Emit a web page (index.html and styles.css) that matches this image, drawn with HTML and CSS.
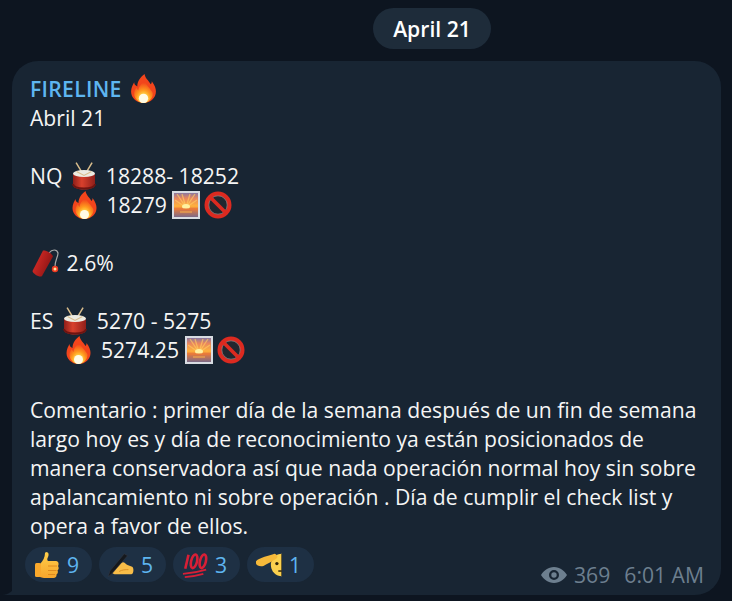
FILE: index.html
```html
<!DOCTYPE html>
<html lang="es">
<head>
<meta charset="utf-8">
<title>FIRELINE</title>
<link rel="stylesheet" href="styles.css">
</head>
<body>
<svg class="defs" width="0" height="0" aria-hidden="true">
  <defs>
    <radialGradient id="fg" cx="50%" cy="85%" r="70%">
      <stop offset="0" stop-color="#fffbe0"/><stop offset=".25" stop-color="#ffe050"/><stop offset=".55" stop-color="#ff9a1e"/><stop offset="1" stop-color="#f2451c"/>
    </radialGradient>
    <linearGradient id="sky" x1="0" y1="0" x2="0" y2="1">
      <stop offset="0" stop-color="#8a78a0"/><stop offset=".22" stop-color="#e8855f"/><stop offset=".55" stop-color="#ffb23c"/><stop offset=".66" stop-color="#e87a3a"/><stop offset="1" stop-color="#7c6a88"/>
    </linearGradient>
    <linearGradient id="drumbody" x1="0" y1="0" x2="1" y2="0">
      <stop offset="0" stop-color="#8f1f1a"/><stop offset=".4" stop-color="#d8402c"/><stop offset="1" stop-color="#8f1f1a"/>
    </linearGradient>
    <linearGradient id="dyn" x1="0" y1="0" x2="1" y2=".5">
      <stop offset="0" stop-color="#e8302a"/><stop offset="1" stop-color="#8a1414"/>
    </linearGradient>
    <linearGradient id="thumb" x1="0" y1="0" x2="0" y2="1">
      <stop offset="0" stop-color="#ffcf4a"/><stop offset="1" stop-color="#f7a52c"/>
    </linearGradient>
    <symbol id="fire" viewBox="0 0 24 28">
      <path fill="#f2451c" d="M13 0c1 5 4 6 6 10 1-1 1-2 1-3 3 4 4 7 4 10 0 6-5 11-12 11S0 23 0 17c0-4 2-7 3-9 0 2 1 3 3 4C6 7 9 3 13 0z"/>
      <path fill="url(#fg)" d="M13 5c0 4 3 6 5 9 1 2 3 3 3 5 0 5-5 9-9 9s-9-4-9-9c0-3 1-4 2-6 1 1 1 2 2 3 0-4 4-7 6-11z"/>
      <ellipse cx="12" cy="23.500" rx="4.500" ry="4.500" fill="#fffbe6"/>
    </symbol>
    <symbol id="drum" viewBox="0 0 24 28">
      <path d="M3.600.6l6 10M19.600.6l-6 10" stroke="#d9bd8c" stroke-width="1.500" fill="none"/>
      <path fill="url(#drumbody)" d="M.5 11.500V23c0 2.800 5 4.500 11 4.500s11-1.700 11-4.500V11.500z"/>
      <path fill="none" stroke="#6e1411" stroke-width="1.800" d="M.5 22c0 2.800 5 4.500 11 4.500s11-1.700 11-4.500"/>
      <ellipse cx="11.500" cy="11.500" rx="11" ry="3.600" fill="#ecebe2"/>
      <path d="M4 9.500l7.500 4 7.500-4" stroke="#d9bd8c" stroke-width="1.100" fill="none"/>
    </symbol>
    <symbol id="sunset" viewBox="0 0 28 28">
      <rect width="28" height="28" fill="#d8dce2"/>
      <rect x="2" y="2" width="24" height="24" fill="url(#sky)"/>
      <path d="M14 16.500L5 3M14 16.500L10 3M14 16.500L18 3M14 16.500L23 3M14 16.500L3 9M14 16.500L25 9" stroke="#ffc860" stroke-width="1.300" opacity=".7"/>
      <ellipse cx="14" cy="15.500" rx="4" ry="2.500" fill="#fff1a0"/>
      <rect x="2" y="17.500" width="24" height="1.200" fill="#e8793a"/>
      <rect x="8" y="20.500" width="12" height="1" fill="#f9b24a"/>
    </symbol>
    <symbol id="noentry" viewBox="0 0 28 28">
      <circle cx="14" cy="14" r="11.500" fill="#21272f" stroke="#dc2a20" stroke-width="4"/>
      <circle cx="14" cy="14" r="9.200" fill="none" stroke="#f7d6d0" stroke-width=".8" opacity=".5"/>
      <path d="M6 6l16 16" stroke="#dc2a20" stroke-width="3.800"/>
    </symbol>
    <symbol id="dynamite" viewBox="0 0 28 28">
      <path d="M17 4C20 0 25 0 26 4c0 4-3 7-3 14" stroke="#a8a8a8" stroke-width="1.200" fill="none"/>
      <path fill="url(#dyn)" d="M11 1.500C14 1 20 4 21 7.500L10 27C8 29 1 25 .5 22z"/>
      <circle cx="23" cy="20" r="3.200" fill="#ef3b22"/>
      <circle cx="23" cy="20" r="1.500" fill="#ffe69a"/>
    </symbol>
    <symbol id="like" viewBox="0 0 24 26">
      <path fill="url(#thumb)" d="M11 0c3 0 3 3 2 5s-1 3 0 4h8c3 0 3 4 2 5 1 2 1 3-.5 4.500.8 1.500.3 3-1 4 .3 2-1 3.500-3 3.500H9c-2 0-3-1-4-1V12c3-3 5-7 5-11z"/>
      <rect x="0" y="11" width="6" height="14" rx="1.500" fill="#f9a82c"/>
      <path d="M13 14h9M13 18.500h8.500M13 22.500h7" stroke="#e08a1e" stroke-width="1" fill="none"/>
    </symbol>
    <symbol id="write" viewBox="0 0 28 26">
      <path fill="#f8bd48" d="M7 16c3-2 6-5 9-6 2 0 3 2 5 3l5 2c2 1 2 8-1 8H9c-3 0-4-1-5-2z"/>
      <path d="M12 20c3-2 7-2 10-2" stroke="#d98e24" stroke-width="1" fill="none"/>
      <path d="M17.500 1l3.500 2L5 21.500l-4.500 4 1.500-6z" fill="#15181d" stroke="#3a3e45" stroke-width=".5"/>
    </symbol>
    <symbol id="hundred" viewBox="0 0 28 28">
      <g fill="none" stroke="#d81f36" stroke-width="2.800">
        <path d="M7 3L3.500 18"/>
        <ellipse cx="13" cy="10" rx="3.200" ry="7.500" transform="rotate(14 13 10)"/>
        <ellipse cx="22.500" cy="10" rx="3.200" ry="7.500" transform="rotate(14 22.500 10)"/>
        <path d="M1 23.500c8-.5 17-2 25-4.500M3 27c7-.5 13-1.500 20-3.500" stroke-width="2"/>
      </g>
    </symbol>
    <symbol id="point" viewBox="0 0 28 24">
      <path fill="#fbd04e" d="M28 0a12 12 0 0 0 0 24z"/>
      <circle cx="22.500" cy="10.500" r="1.800" fill="#33260c"/>
      <path d="M24 18.500h4" stroke="#33260c" stroke-width="1.600"/>
      <path fill="#f6b93a" d="M0 8C4 4 14 2 20 0c3 1 4 3 2 5-4 3-10 6-14 8-5 1-9-1-8-5z"/>
      <rect x="27.200" y="0" width=".8" height="24" fill="#3b3520"/>
    </symbol>
    <symbol id="eye" viewBox="0 0 26 16">
      <path fill="#6d7f8f" fill-rule="evenodd" d="M13 0c6 0 10.500 4 13 8-2.500 4-7 8-13 8S2.500 12 0 8c2.500-4 7-8 13-8zm0 3a5 5 0 1 0 0 10 5 5 0 0 0 0-10zm0 2.300a2.700 2.700 0 1 1 0 5.400 2.700 2.700 0 0 1 0-5.400z"/>
    </symbol>
  </defs>
</svg>

<main class="chat">
  <div class="date-pill">April 21</div>
  <article class="bubble">
    <div class="sender">FIRELINE <svg class="emoji em-sender"><use href="#fire"/></svg></div>
    <div class="message">Abril 21

NQ  <svg class="emoji em-tall"><use href="#drum"/></svg> 18288- 18252
        <svg class="emoji em-tall em-flame"><use href="#fire"/></svg> 18279 <svg class="emoji em-pic"><use href="#sunset"/></svg> <svg class="emoji em-square"><use href="#noentry"/></svg>

<svg class="emoji em-dyn"><use href="#dynamite"/></svg> 2.6%

ES  <svg class="emoji em-tall"><use href="#drum"/></svg> 5270 - 5275
       <svg class="emoji em-tall em-flame"><use href="#fire"/></svg> 5274.25 <svg class="emoji em-pic"><use href="#sunset"/></svg> <svg class="emoji em-square"><use href="#noentry"/></svg></div>
    <p class="message comment">Comentario : primer día de la semana después de un fin de semana largo hoy es y día de reconocimiento ya están posicionados de manera conservadora así que nada operación normal hoy sin sobre apalancamiento ni sobre operación . Día de cumplir el check list y opera a favor de ellos.</p>
    <footer class="footer">
      <div class="reactions">
        <span class="reaction"><svg class="r-icon"><use href="#like"/></svg>9</span>
        <span class="reaction"><svg class="r-icon"><use href="#write"/></svg>5</span>
        <span class="reaction"><svg class="r-icon"><use href="#hundred"/></svg>3</span>
        <span class="reaction"><svg class="r-icon"><use href="#point"/></svg>1</span>
      </div>
      <div class="meta">
        <svg class="eye"><use href="#eye"/></svg><span class="views">369</span><span>6:01 AM</span>
      </div>
    </footer>
  </article>
</main>
</body>
</html>
```
FILE: styles.css
```css
* { box-sizing: border-box; }
html, body { height: 100%; }
body {
  margin: 0;
  background: #0d1520;
  font-family: "Open Sans", sans-serif;
  color: #f5f5f5;
  overflow: hidden;
}
.defs { display: block; height: 0; }
.chat {
  display: flex;
  flex-direction: column;
  padding: 8px 11px 0 12px;
}
.date-pill {
  align-self: flex-start;
  margin-left: 361px;
  height: 41px;
  width: 118px;
  display: flex;
  align-items: center;
  justify-content: center;
  background: #1e2c3a;
  border-radius: 21px;
  font-size: 21.15px;
  font-weight: 600;
  color: #fff;
}
.bubble {
  position: relative;
  margin-top: 12px;
  height: 534px;
  padding: 13px 18px 0 18px;
  background: #182533;
  border-radius: 26px 26px 26px 0;
}
.bubble::before {
  content: "";
  position: absolute;
  left: -10px;
  bottom: 0;
  width: 10px;
  height: 14px;
  background: radial-gradient(circle at 0 0, transparent 13.500px, #182533 14.500px);
}
.sender {
  height: 29px;
  font-size: 21.15px;
  font-weight: 600;
  line-height: 29px;
  letter-spacing: .3px;
  color: #5eb5f0;
  white-space: pre;
}
.message {
  font-size: 21.15px;
  line-height: 29px;
  white-space: pre-wrap;
  color: #f5f5f5;
}
.comment { margin: 31px 0 0; }
.emoji {
  width: 28px;
  height: 28px;
  margin-top: -6px;
  margin-bottom: -6px;
  vertical-align: baseline;
}
.em-tall { width: 25px; margin-left: -1px; margin-right: 3px; }
.em-flame { margin-left: -2px; margin-right: 4px; }
.em-sender { width: 25px; height: 29px; margin-left: 3px; margin-top: -8px; }
.em-pic { margin-right: -1.500px; }
.em-dyn { margin-left: 2px; margin-right: 1px; }
.footer {
  display: flex;
  justify-content: space-between;
  align-items: flex-start;
  margin: 7px -1px 0 -5px;
}
.reactions { display: flex; gap: 7px; }
.reaction {
  display: flex;
  align-items: center;
  gap: 7px;
  width: 67px;
  height: 35px;
  padding-left: 9px;
  border-radius: 18px;
  background: #1e3044;
  color: #5eb5f0;
  font-size: 21.15px;
}
.r-icon { width: 26px; height: 26px; flex: none; }
.meta {
  display: flex;
  align-items: center;
  margin-top: 13px;
  font-size: 21.15px;
  color: #6d7f8f;
}
.eye { width: 26px; height: 16px; margin-right: 7px; }
.views { margin-right: 14px; }
```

--------------------------------

◆ **STATED GOAL**
Determine how many of the lines above hold the word "styles", and output that number by itself.

◆ **EXPECTED ANSWER**
3